What followed was tough. First the shock, then the reality. Within three months, he'd left the country and his job - and the maintenance disappeared once his new baby was born. The first year was a blur. I didn't eat and lost a lot of weight. I stayed working and remained strong. My father died six months later and I think I have yet to grieve him. I was too busy mourning for the husband who was still very much alive.

It is now over two years later and I thought I'd be further along - but my counsellor (who I have just started seeing) says not to put a time limit on it. She tells me I have 'unprocessed grief' because I had to just 'get on with it' when it first happened. I am allowed to feel angry, and anxious, and upset. And that's ok.

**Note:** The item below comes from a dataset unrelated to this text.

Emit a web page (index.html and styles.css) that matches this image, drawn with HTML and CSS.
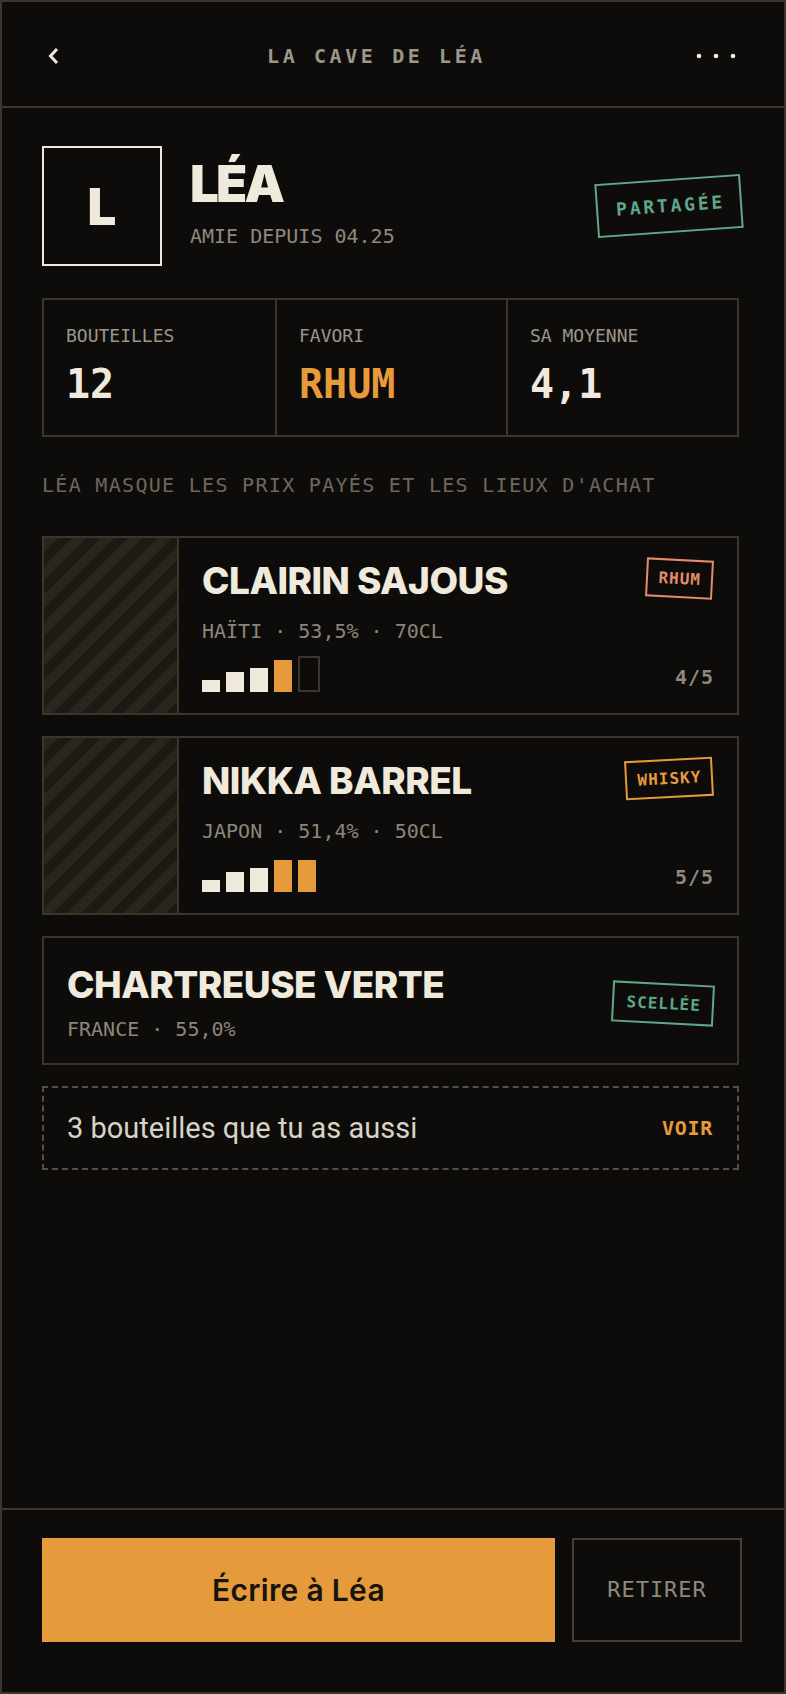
FILE: index.html
```html
<!DOCTYPE html>
<html lang="fr">
<head>
<meta charset="utf-8">
<title>La cave de Léa</title>
<link rel="stylesheet" href="styles.css">
</head>
<body>
<div class="phone">
  <header class="topbar">
    <button class="icon-btn back" aria-label="Retour">
      <svg width="12" height="18" viewBox="0 0 12 18"><polyline points="10,2 3.5,9 10,16" fill="none" stroke="#f0eadc" stroke-width="3"/></svg>
    </button>
    <h1 class="title">LA CAVE DE LÉA</h1>
    <button class="icon-btn menu" aria-label="Plus">
      <svg width="40" height="6" viewBox="0 0 40 6"><circle cx="3" cy="3" r="2.3" fill="#f0eadc"/><circle cx="20" cy="3" r="2.3" fill="#f0eadc"/><circle cx="37" cy="3" r="2.3" fill="#f0eadc"/></svg>
    </button>
  </header>

  <main class="content">
    <section class="profile">
      <div class="avatar">L</div>
      <div class="identity">
        <h2 class="name">LÉA</h2>
        <p class="since">AMIE DEPUIS 04.25</p>
      </div>
      <span class="stamp">PARTAGÉE</span>
    </section>

    <section class="stats">
      <div class="stat">
        <span class="stat-label">BOUTEILLES</span>
        <span class="stat-value">12</span>
      </div>
      <div class="stat">
        <span class="stat-label">FAVORI</span>
        <span class="stat-value accent">RHUM</span>
      </div>
      <div class="stat">
        <span class="stat-label">SA MOYENNE</span>
        <span class="stat-value">4,1</span>
      </div>
    </section>

    <p class="notice">LÉA MASQUE LES PRIX PAYÉS ET LES LIEUX D'ACHAT</p>

    <ul class="bottles">
      <li class="bottle">
        <div class="bottle-img"></div>
        <div class="bottle-body">
          <h3 class="bottle-name">CLAIRIN SAJOUS</h3>
          <span class="tag tag-rhum">RHUM</span>
          <p class="bottle-meta">HAÏTI · 53,5% · 70CL</p>
          <div class="rating">
            <div class="bars">
              <span class="bar b1"></span>
              <span class="bar b2"></span>
              <span class="bar b3"></span>
              <span class="bar b4 on"></span>
              <span class="bar off"></span>
            </div>
            <span class="score">4/5</span>
          </div>
        </div>
      </li>
      <li class="bottle">
        <div class="bottle-img"></div>
        <div class="bottle-body">
          <h3 class="bottle-name">NIKKA BARREL</h3>
          <span class="tag tag-whisky">WHISKY</span>
          <p class="bottle-meta">JAPON · 51,4% · 50CL</p>
          <div class="rating">
            <div class="bars">
              <span class="bar b1"></span>
              <span class="bar b2"></span>
              <span class="bar b3"></span>
              <span class="bar b4 on"></span>
              <span class="bar b4 on"></span>
            </div>
            <span class="score">5/5</span>
          </div>
        </div>
      </li>
      <li class="bottle plain">
        <div class="bottle-body">
          <h3 class="bottle-name">CHARTREUSE VERTE</h3>
          <span class="tag tag-sealed">SCELLÉE</span>
          <p class="bottle-meta">FRANCE · 55,0%</p>
        </div>
      </li>
    </ul>

    <a class="common" href="#">
      <span class="common-text">3 bouteilles que tu as aussi</span>
      <span class="common-link">VOIR</span>
    </a>
  </main>

  <footer class="actions">
    <button class="btn-primary">Écrire à Léa</button>
    <button class="btn-ghost">RETIRER</button>
  </footer>
</div>
</body>
</html>
```

FILE: styles.css
```css
* {
  box-sizing: border-box;
  margin: 0;
  padding: 0;
}

body {
  background: #0e0c0a;
  font-family: "DejaVu Sans Mono", "Liberation Mono", monospace;
}

.phone {
  width: 786px;
  height: 1694px;
  border: 2px solid #3a3629;
  background: #0e0c0a;
  display: flex;
  flex-direction: column;
}

/* Header */
.topbar {
  height: 106px;
  border-bottom: 2px solid #3a3629;
  display: flex;
  align-items: center;
  padding: 3px 48px 0 45px;
}

.icon-btn {
  background: none;
  border: 0;
  display: flex;
  align-items: center;
  cursor: pointer;
}

.back {
  width: 40px;
}

.menu {
  width: 70px;
  justify-content: flex-end;
}

.title {
  flex: 1;
  text-align: center;
  font: 700 20px/24px "DejaVu Sans Mono", monospace;
  letter-spacing: 3.6px;
  color: #9d978b;
}

/* Content */
.content {
  flex: 1;
  padding: 38px 45px 0 40px;
}

.profile {
  display: flex;
  align-items: flex-start;
}

.avatar {
  width: 120px;
  height: 120px;
  border: 2px solid #f0eadc;
  display: flex;
  align-items: center;
  justify-content: center;
  font: 900 51px/1 Inter, sans-serif;
  color: #f0eadc;
}

.identity {
  margin-left: 28px;
  padding-top: 12px;
}

.name {
  font: 900 51px/51px Inter, sans-serif;
  letter-spacing: -2.8px;
  color: #f0eadc;
}

.since {
  margin-top: 15px;
  font: 400 20px/24px "DejaVu Sans Mono", monospace;
  color: #8f897d;
}

.stamp {
  margin-left: auto;
  margin-right: -3px;
  align-self: center;
  transform: rotate(-4deg);
  border: 2px solid #5fa78b;
  color: #5fa78b;
  font: 700 18px/20px "DejaVu Sans Mono", monospace;
  letter-spacing: 2.8px;
  padding: 15px 15px 15px 18px;
}

/* Stats */
.stats {
  margin-top: 32px;
  display: grid;
  grid-template-columns: repeat(3, 1fr);
  border: 2px solid #3a3629;
}

.stat {
  padding: 25px 22px 29px;
  display: flex;
  flex-direction: column;
}

.stat + .stat {
  border-left: 2px solid #3a3629;
}

.stat-label {
  font: 400 18px/22px "DejaVu Sans Mono", monospace;
  color: #9c968a;
}

.stat-value {
  margin-top: 15px;
  font: 700 40px/44px "DejaVu Sans Mono", monospace;
  color: #f0eadc;
}

.stat-value.accent {
  color: #e59b3c;
}

.notice {
  margin-top: 36px;
  font: 400 20px/24px "DejaVu Sans Mono", monospace;
  letter-spacing: 1.3px;
  color: #6e685c;
}

/* Bottles */
.bottles {
  list-style: none;
  margin-top: 39px;
  display: flex;
  flex-direction: column;
  gap: 21px;
}

.bottle {
  display: flex;
  border: 2px solid #3a3629;
}

.bottle-img {
  width: 135px;
  border-right: 2px solid #3a3629;
  background: repeating-linear-gradient(135deg, #2a251d 0 10px, #1d1a16 10px 20px);
}

.bottle-body {
  flex: 1;
  padding: 24px 24px 21px 23px;
  display: grid;
  grid-template-columns: 1fr auto;
}

.bottle-name {
  grid-column: 1;
  grid-row: 1;
  font: 800 37px/37px Inter, sans-serif;
  letter-spacing: -0.5px;
  color: #f0eadc;
}

.bottle-meta {
  grid-column: 1;
  grid-row: 2;
  margin-top: 20px;
  font: 400 20px/24px "DejaVu Sans Mono", monospace;
  color: #8c867a;
}

.tag {
  grid-column: 2;
  grid-row: 1 / span 2;
  align-self: start;
  justify-self: end;
  margin-top: -3px;
  border: 2px solid;
  font: 700 16px/19px "DejaVu Sans Mono", monospace;
  letter-spacing: 1px;
  padding: 8px 9.5px 8px 10.5px;
}

.tag-rhum {
  color: #e38b6b;
  border-color: #e38b6b;
  transform: rotate(3deg);
}

.tag-whisky {
  color: #e59b3c;
  border-color: #e59b3c;
  transform: rotate(-3deg);
}

.tag-sealed {
  color: #5fa78b;
  border-color: #5fa78b;
  transform: rotate(3deg);
  padding: 9px 11.5px 9px 12.5px;
}

.rating {
  grid-column: 1 / -1;
  grid-row: 3;
  margin-top: 13px;
  display: flex;
  align-items: flex-end;
  justify-content: space-between;
}

.bars {
  display: flex;
  align-items: flex-end;
  gap: 6px;
  height: 36px;
}

.bar {
  width: 18px;
  background: #f0eadc;
}

.b1 { height: 12px; }
.b2 { height: 20px; }
.b3 { height: 24px; }
.b4 { height: 32px; }

.bar.on {
  background: #e59b3c;
}

.bar.off {
  width: 22px;
  height: 36px;
  background: transparent;
  border: 2px solid #3a3629;
}

.score {
  margin-bottom: 3px;
  margin-right: -1px;
  font: 700 20px/24px "DejaVu Sans Mono", monospace;
  letter-spacing: 1px;
  color: #8f897d;
}

.bottle.plain .bottle-body {
  padding: 28px 23px 22px 23px;
}

.bottle.plain .bottle-meta {
  margin-top: 14px;
}

.bottle.plain .tag {
  align-self: center;
  margin-top: 0;
}

/* Common bottles link */
.common {
  margin-top: 21px;
  height: 84px;
  border: 2px dashed #55503f;
  display: flex;
  align-items: center;
  justify-content: space-between;
  padding: 0 24px 0 23px;
  text-decoration: none;
}

.common-text {
  font: 400 29px/34px Roboto, sans-serif;
  color: #d9d3c5;
}

.common-link {
  font: 700 20px/24px "DejaVu Sans Mono", monospace;
  letter-spacing: 0.7px;
  color: #e59b3c;
}

/* Footer */
.actions {
  border-top: 2px solid #3a3629;
  padding: 28px 42px 50px 40px;
  display: flex;
  gap: 17px;
}

.btn-primary {
  flex: 1;
  height: 104px;
  background: #e59b3c;
  border: 0;
  font: 600 30px/1 Inter, sans-serif;
  letter-spacing: 0.3px;
  color: #17130e;
  cursor: pointer;
}

.btn-ghost {
  width: 170px;
  height: 104px;
  background: transparent;
  border: 2px solid #454136;
  font: 400 22px/1 "DejaVu Sans Mono", monospace;
  letter-spacing: 1px;
  color: #8f897d;
  cursor: pointer;
}
```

I have come a long way. I have two wonderful children who still love both their parents in spite of one of them being absent and I'm glad of that. Their relationship with him is largely through text messaging but they don't seem to be bothered by that or damaged by what has transpired. I have dated, somewhat tentatively - and I don't rule out meeting someone new. I work hard, I pay my bills, I have a lovely home and some really good family and friends.

Initially I tried to maintain communication with my ex, to involve him in their education, health, welfare - but he no longer speaks to me. 

I wish it had been different but I'm glad he's gone. I deserve better. There will come a day when I won't think about him at all. It will take time but that day will come. And I look forward to it. I have a life ahead of me, I know that.